The EU has "closed the door" on trade talks with the US after the White House hit the continent with tariffs on steel and aluminium, said Brussels' top trade official.
EU trade commissioner Cecilia Malmström said Europe would no longer continue talks over liberalising parts of EU-US trade after negotiations over getting a permanent exemption from steel tariffs failed.
“We are not going to enter into any negotiations,” said Ms Malmström.
The EU has said it will hit back with its own "countermeasures" on €2.8 billion of US products like bourbon and Harley-Davidson motorbikes in response to US president Donald Trump's actions. Ms Malmström said tariffs would be "measured" and "proportionate".
European officials fear the Trump administration could widen its duties to include the continent’s prized car sector. Ms Malmström said the EU was following the debate on automobiles with “anxiety”. Mr Trump has ordered a trade investigation into car imports into the US.
“When they say American first, we say Europe united,” said Ms Malmström. “We are not in a trade war but in a very difficult situation caused by the US.”
Ms Malmstrom has argued that the EU had engaged in negotiations with US trade officials, including offering to further liberalise parts of the market, but these had been rebuffed by the United States.
“We offered dialogue and future negotiations under the condition they took away this threat. They didn’t and here we are,” she said.
Meanwhile, speaking to RTÉ, former taoiseach John Bruton said “we’ve got to be patient and stay united. If the European Union is united, particularly if it has Canada and Mexico united with it, we can exercise very great influence in the United States.

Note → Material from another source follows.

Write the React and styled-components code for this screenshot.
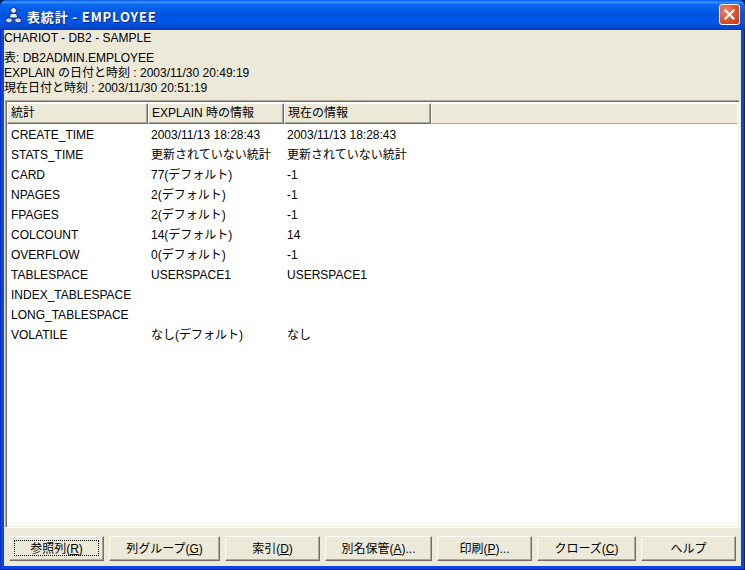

On the other hand, if each country of the 28 EU countries were tor try to make its own special deal with American, then none of us would prosper.”
Earlier the other states hit by US steel and aluminium tariffs responded with their own penalty schemes. Mexico, complaining that the tariffs will “distort international trade” threatened to penalise US imports including pork, apples, grapes, cheeses and flat steel.
In Canada, prime minister Justin Trudeau said the tariffs were “totally unacceptable”. Canada announced plans to slap tariffs on 12.8 billion Canadian dollars’ worth of US products, ranging from steel to yoghurt and toilet paper.
The American Chamber of Commerce in Ireland called on the EU to intensify negotiations with the US to avoid a tit-for-tat response. But it refrained from criticising the American measures directly.
“The introduction of tariffs is very serious, and it is very important that the EU seeks a negotiated solution rather than potentially escalating the situation,” said chief executive Mark Redmond.
The statement was in marked contrast to a statement by the Brussels branch of the American Chamber which criticised the US moves and urged the US government to revisit its plans while calling on the EU to take a "balanced approach" in responding to the measures.